An Aunt, a Niece, and Their Ordinary Creative Lives
A creative bond that's hard to put into words
My aunt and I speak a different language than the rest of our family. She’s my dad’s younger sister, and it’s not quite what you’d expect; it’s a literary language, things like the mystery of what’s left unsaid in the white space and the feeling that you get with the shift in tone of a piece or landing the perfect last sentence. Sometimes, I know it seems a little “woo-woo” to everyone else in our family, how we’re always waiting to catch the next wave of inspiration to build a career (and a life) riddled with uncertainty.
I remember our first trip to Barnes & Noble when I was in high school and she bought me my own copy of Writing Down the Bones by Natalie Goldberg, which I still re-read today two decades later.
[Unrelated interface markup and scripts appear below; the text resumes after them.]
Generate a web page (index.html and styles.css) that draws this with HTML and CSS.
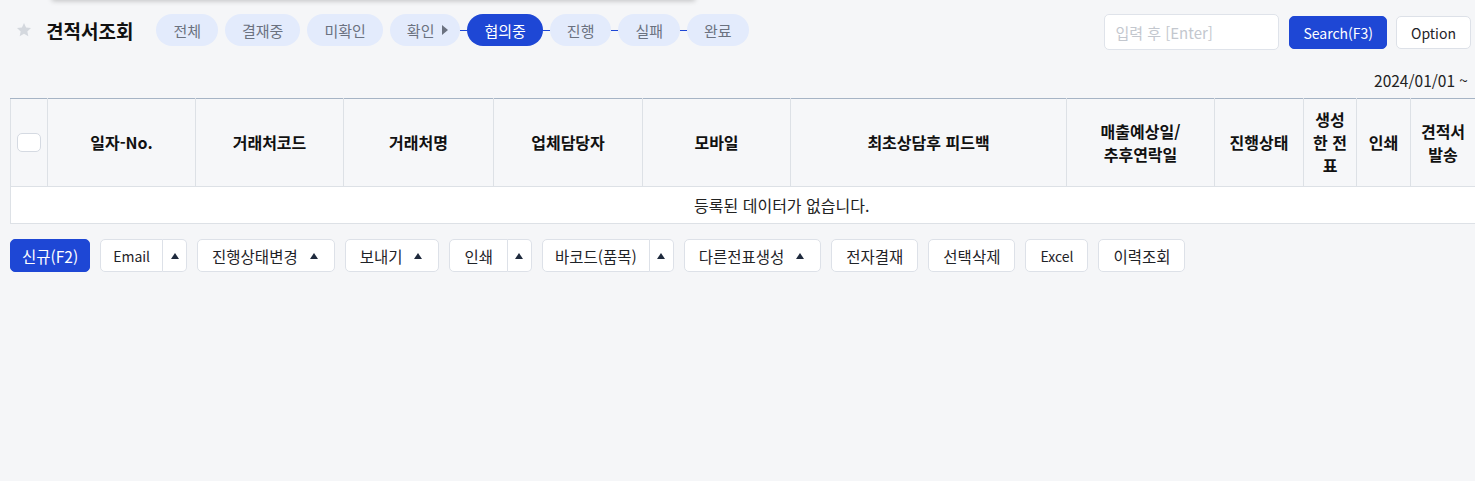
FILE: index.html
```html
<!DOCTYPE html>
<html lang="ko">
<head>
    <meta charset="UTF-8">
    <meta name="viewport" content="width=device-width, initial-scale=1.0">
    <title>견적서조회</title>
    <link rel="stylesheet" href="styles.css">
</head>
<body>
    <div class="top-shadow"></div>
    <div class="page">
        <div class="toolbar">
            <div class="title-group">
                <svg class="star" width="16" height="16" viewBox="0 0 24 24">
                    <polygon points="12,1.5 15.1,8.3 22.5,9.1 17,14.1 18.5,21.5 12,17.8 5.5,21.5 7,14.1 1.5,9.1 8.9,8.3" fill="#d4d8de"/>
                </svg>
                <h1 class="title">견적서조회</h1>
                <nav class="steps">
                    <a class="pill gap">전체</a>
                    <a class="pill gap">결재중</a>
                    <a class="pill gap">미확인</a>
                    <a class="pill has-caret">확인<span class="caret-right"></span></a>
                    <span class="link"></span>
                    <a class="pill active">협의중</a>
                    <span class="link"></span>
                    <a class="pill">진행</a>
                    <span class="link"></span>
                    <a class="pill">실패</a>
                    <span class="link"></span>
                    <a class="pill">완료</a>
                </nav>
            </div>
            <div class="search-group">
                <input class="search-input" type="text" placeholder="입력 후 [Enter]">
                <button class="btn primary en search">Search(F3)</button>
                <button class="btn en">Option</button>
            </div>
        </div>

        <div class="period">2024/01/01 ~</div>

        <div class="grid-wrap">
            <table class="grid">
                <colgroup>
                    <col style="width:37px">
                    <col style="width:148px">
                    <col style="width:148px">
                    <col style="width:150px">
                    <col style="width:149px">
                    <col style="width:148px">
                    <col style="width:276px">
                    <col style="width:148px">
                    <col style="width:89px">
                    <col style="width:53px">
                    <col style="width:54px">
                    <col style="width:65px">
                    <col style="width:77px">
                </colgroup>
                <thead>
                    <tr>
                        <th><input class="check" type="checkbox"></th>
                        <th>일자-No.</th>
                        <th>거래처코드</th>
                        <th>거래처명</th>
                        <th>업체담당자</th>
                        <th>모바일</th>
                        <th>최초상담후 피드백</th>
                        <th>매출예상일/<br>추후연락일</th>
                        <th>진행상태</th>
                        <th>생성<br>한 전<br>표</th>
                        <th>인쇄</th>
                        <th>견적서<br>발송</th>
                        <th></th>
                    </tr>
                </thead>
                <tbody>
                    <tr>
                        <td class="empty" colspan="13">등록된 데이터가 없습니다.</td>
                    </tr>
                </tbody>
            </table>
        </div>

        <div class="actions">
            <button class="btn primary new">신규(F2)</button>
            <div class="split">
                <button class="btn en tight">Email</button>
                <button class="btn arrow"><span class="caret-up"></span></button>
            </div>
            <button class="btn drop">진행상태변경<span class="caret-up"></span></button>
            <button class="btn drop">보내기<span class="caret-up"></span></button>
            <div class="split">
                <button class="btn">인쇄</button>
                <button class="btn arrow"><span class="caret-up"></span></button>
            </div>
            <div class="split">
                <button class="btn tight">바코드(품목)</button>
                <button class="btn arrow"><span class="caret-up"></span></button>
            </div>
            <button class="btn drop">다른전표생성<span class="caret-up"></span></button>
            <button class="btn">전자결재</button>
            <button class="btn">선택삭제</button>
            <button class="btn en">Excel</button>
            <button class="btn">이력조회</button>
        </div>
    </div>
</body>
</html>
```

FILE: styles.css
```css
body {
    margin: 0;
    background-color: #f5f6f8;
    font-family: "Noto Sans CJK KR", "Noto Sans", sans-serif;
    color: #1f2328;
    overflow: hidden;
}
.top-shadow {
    position: absolute;
    top: -20px;
    left: 52px;
    width: 643px;
    height: 20px;
    background: #f5f6f8;
    box-shadow: 0 1px 5px rgba(0, 0, 0, 0.22);
}
.page {
    padding: 14px 4px 0 10px;
}
.toolbar {
    display: flex;
    justify-content: space-between;
    align-items: flex-start;
}
.title-group {
    display: flex;
    align-items: center;
    height: 32px;
}
.star {
    margin-left: 6px;
}
.title {
    margin: 0 23px 0 14px;
    font-size: 19px;
    font-weight: 700;
    color: #111;
}
.steps {
    display: flex;
    align-items: center;
}
.pill {
    display: flex;
    align-items: center;
    height: 32px;
    padding: 0 17px;
    border-radius: 16px;
    background-color: #e3ebfc;
    color: #6b7280;
    font-size: 15px;
}
.pill.gap {
    margin-right: 7px;
}
.pill.has-caret {
    padding-right: 12px;
}
.pill.active {
    background-color: #1e47d5;
    color: #fff;
}
.caret-right {
    margin-left: 8px;
    border-top: 5px solid transparent;
    border-bottom: 5px solid transparent;
    border-left: 6px solid #6b7280;
}
.link {
    width: 7px;
    height: 1px;
    background-color: #1e47d5;
}
.search-group {
    display: flex;
    align-items: flex-start;
}
.search-input {
    box-sizing: border-box;
    width: 175px;
    height: 36px;
    margin-right: 10px;
    padding: 0 10px;
    border: 1px solid #dfe3ea;
    border-radius: 5px;
    background: #fff;
    font-family: inherit;
    font-size: 15px;
}
.search-input::placeholder {
    color: #c3c7ce;
}
.btn {
    box-sizing: border-box;
    height: 33px;
    padding: 0 14px;
    border: 1px solid #dde1e8;
    border-radius: 5px;
    background-color: #fff;
    color: #1f2328;
    font-family: inherit;
    font-size: 15.5px;
    display: inline-flex;
    align-items: center;
    white-space: nowrap;
}
.btn.en {
    font-size: 14px;
}
.btn.tight {
    padding: 0 12px;
}
.btn.new {
    padding: 0 11px;
}
.search-group .btn {
    margin-top: 2px;
}
.search-group .btn.search {
    padding: 0 13px;
}
.search-group .btn + .btn {
    margin-left: 9px;
}
.btn.primary {
    background-color: #1e47d5;
    border-color: #1e47d5;
    color: #fff;
}
.period {
    margin-top: 20px;
    height: 20px;
    line-height: 20px;
    text-align: right;
    padding-right: 3px;
    font-size: 15.5px;
    color: #222;
}
.grid-wrap {
    margin-top: 8px;
    margin-right: -4px;
    overflow: hidden;
}
.grid {
    width: 1542px;
    table-layout: fixed;
    border-collapse: collapse;
    background-color: #fff;
    border-top: 1px solid #a6b4c5;
    border-left: 1px solid #dde1e6;
}
.grid th {
    height: 87px;
    padding: 0 6px;
    background-color: #f6f7f9;
    border-right: 1px solid #dde1e6;
    border-bottom: 1px solid #dde1e6;
    font-size: 16px;
    font-weight: 700;
    line-height: 23px;
    color: #111;
    text-align: center;
}
.grid th:first-child {
    padding: 0 0 0 6px;
    text-align: left;
}
.check {
    appearance: none;
    display: block;
    width: 24px;
    height: 19px;
    margin: 0;
    border: 1px solid #d5dae2;
    border-radius: 5px;
    background-color: #fff;
}
.grid td.empty {
    height: 36px;
    padding: 0;
    line-height: 20px;
    border-bottom: 1px solid #dde1e6;
    text-align: center;
    font-size: 16px;
    color: #222;
}
.actions {
    display: flex;
    gap: 10px;
    margin-top: 15px;
}
.split {
    display: flex;
}
.split .btn:first-child {
    border-radius: 5px 0 0 5px;
    border-right: 1px solid #dde1e8;
}
.split .btn.arrow {
    width: 24px;
    padding: 0;
    justify-content: center;
    border-left: none;
    border-radius: 0 5px 5px 0;
}
.btn.drop {
    padding-right: 16px;
}
.btn.drop .caret-up {
    margin-left: 12px;
}
.caret-up {
    width: 0;
    height: 0;
    border-left: 4px solid transparent;
    border-right: 4px solid transparent;
    border-bottom: 6px solid #1f2a3d;
}
```
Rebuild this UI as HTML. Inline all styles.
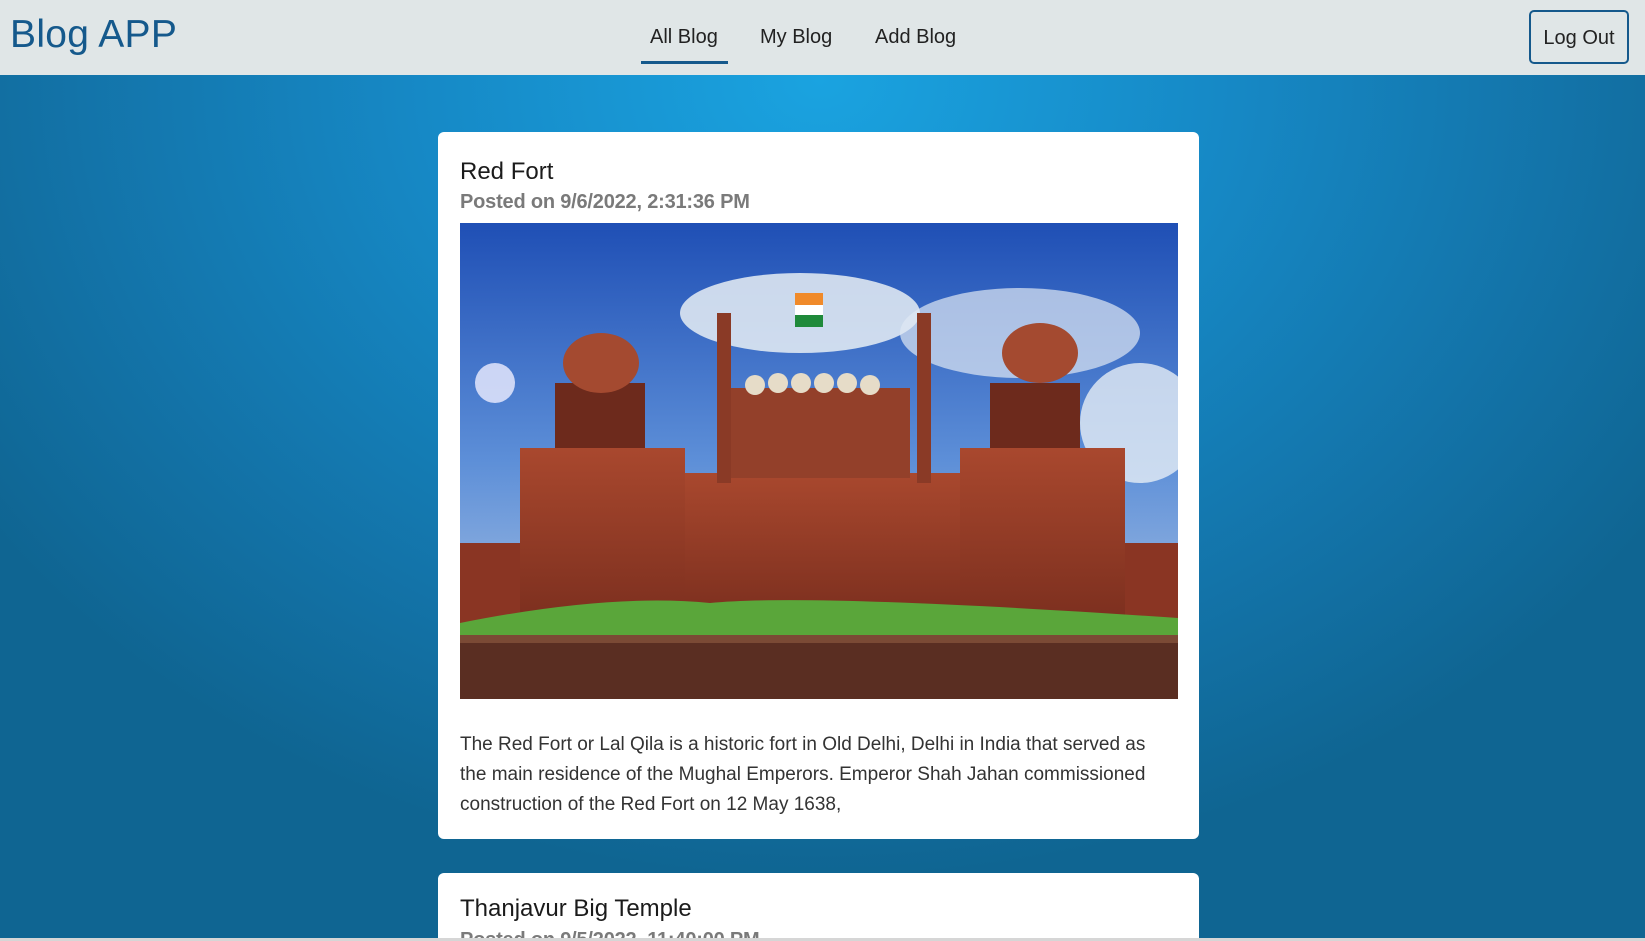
<!DOCTYPE html>
<html style="height:941px;overflow:hidden"><head><meta charset="utf-8"><style>
*{box-sizing:border-box;margin:0;padding:0}
body{width:1645px;height:941px;overflow:hidden;font-family:"Liberation Sans",sans-serif;background:radial-gradient(ellipse 1000px 800px at 820px 80px,#1aa3e0 0%,#1689c6 40%,#1373a8 75%,#0f6592 100%);position:relative}
.nav{position:absolute;left:0;top:0;width:1645px;height:75px;background:#e0e6e7}
.logo{position:absolute;left:10px;top:13px;font-size:39px;color:#15598c;letter-spacing:.3px}
.links a{position:absolute;top:26px;font-size:20px;color:#222;text-decoration:none}
.ul{position:absolute;left:641px;top:61px;width:87px;height:3px;background:#15598c}
.btn{position:absolute;left:1529px;top:10px;width:100px;height:54px;border:2px solid #15598c;border-radius:5px;font-size:20px;color:#222;text-align:center;line-height:52px}
.card{position:absolute;left:438px;width:761px;background:#fff;border-radius:6px}
.t{position:absolute;left:22px;font-size:24px;color:#1b1b1b}
.s{position:absolute;left:22px;font-size:20px;color:#7a7a7a;font-weight:bold;letter-spacing:-.2px}
.p{position:absolute;left:22px;top:598px;width:705px;font-size:19px;line-height:30px;color:#333}
.img{position:absolute;left:22px;top:91px;width:718px;height:476px;overflow:hidden}
</style></head><body>
<div class="nav">
<div class="logo">Blog APP</div>
<div class="links"><a style="left:650px">All Blog</a><a style="left:760px">My Blog</a><a style="left:875px">Add Blog</a></div>
<div class="ul"></div>
<div class="btn">Log Out</div>
</div>
<div class="card" style="top:132px;height:707px">
<div class="t" style="top:26px">Red Fort</div>
<div class="s" style="top:59px">Posted on 9/6/2022, 2:31:36 PM</div>
<div class="img">
<svg width="718" height="476" viewBox="0 0 718 476">
<defs><linearGradient id="sky" x1="0" y1="0" x2="0" y2="1"><stop offset="0" stop-color="#1f4fb5"/><stop offset=".5" stop-color="#5d8fd8"/><stop offset="1" stop-color="#b9cde6"/></linearGradient>
<linearGradient id="fort" x1="0" y1="0" x2="0" y2="1"><stop offset="0" stop-color="#a9482e"/><stop offset="1" stop-color="#7a2e1e"/></linearGradient></defs>
<rect width="718" height="476" fill="url(#sky)"/>
<ellipse cx="340" cy="90" rx="120" ry="40" fill="#e8eef5" opacity=".85"/>
<ellipse cx="560" cy="110" rx="120" ry="45" fill="#dfe8f3" opacity=".7"/>
<ellipse cx="680" cy="200" rx="60" ry="60" fill="#e6edf5" opacity=".8"/>
<ellipse cx="35" cy="160" rx="20" ry="20" fill="#eef" opacity=".8"/>
<rect x="0" y="320" width="718" height="80" fill="#8a3523"/>
<rect x="60" y="225" width="165" height="180" fill="url(#fort)"/>
<rect x="500" y="225" width="165" height="180" fill="url(#fort)"/>
<rect x="225" y="250" width="275" height="150" fill="url(#fort)"/>
<rect x="270" y="165" width="180" height="90" fill="#93402a"/>
<rect x="257" y="90" width="14" height="170" fill="#8a3a26"/>
<rect x="457" y="90" width="14" height="170" fill="#8a3a26"/>
<rect x="95" y="160" width="90" height="65" fill="#6d2a1c"/>
<rect x="530" y="160" width="90" height="65" fill="#6d2a1c"/>
<ellipse cx="141" cy="140" rx="38" ry="30" fill="#a44a30"/>
<ellipse cx="580" cy="130" rx="38" ry="30" fill="#a44a30"/>
<g fill="#e6dcc8"><circle cx="295" cy="162" r="10"/><circle cx="318" cy="160" r="10"/><circle cx="341" cy="160" r="10"/><circle cx="364" cy="160" r="10"/><circle cx="387" cy="160" r="10"/><circle cx="410" cy="162" r="10"/></g>
<rect x="335" y="70" width="28" height="12" fill="#f08a2a"/><rect x="335" y="82" width="28" height="10" fill="#fff"/><rect x="335" y="92" width="28" height="12" fill="#1f8a3a"/>
<path d="M0 400 Q150 370 250 380 Q350 370 718 395 L718 420 L0 420Z" fill="#5aa63a"/>
<rect x="0" y="412" width="718" height="64" fill="#5a2e22"/>
<rect x="0" y="412" width="718" height="8" fill="#7b4a35"/>
</svg>
</div>
<div class="p">The Red Fort or Lal Qila is a historic fort in Old Delhi, Delhi in India that served as the main residence of the Mughal Emperors. Emperor Shah Jahan commissioned construction of the Red Fort on 12 May 1638,</div>
</div>
<div class="card" style="top:873px;height:66px;border-radius:6px 6px 0 0;overflow:hidden">
<div class="t" style="top:22px">Thanjavur Big Temple</div>
<div class="s" style="top:56px">Posted on 9/5/2022, 11:40:00 PM</div>
</div>
<div style="position:absolute;left:0;top:938px;width:1645px;height:3px;background:#d6d6d6"></div>
</body></html>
She walked around the store like she knew exactly where she was going, grabbing copies of everything I needed to read like The Paris Review and Poets & Writers. We’d find a table in the café and thumb through the stack. In high school, college, and even several years after in my early twenties, she knew I couldn’t afford a cup of coffee, let alone a $50 pile of magazines and books. “Lunch is on me,” she would say, and somehow, I would always come home with a new book for my growing collection, later additions like Safekeeping by Abigail Thomas and The Cloister Walk by Kathleen Norris.
My mom will tell you she remembers stapling lined paper together when I was four years old because I needed to write a chapter book, but it was high school when I really caught the writing bug and asked Aunt Holly to mentor me for school credit. She ran a literary magazine with fellow writing friends from her days earning an MFA in creative writing and teaching English at several universities. I’d spend my afternoons at her dining room table learning about the submission process and how to know if you’re reading something horrible or great.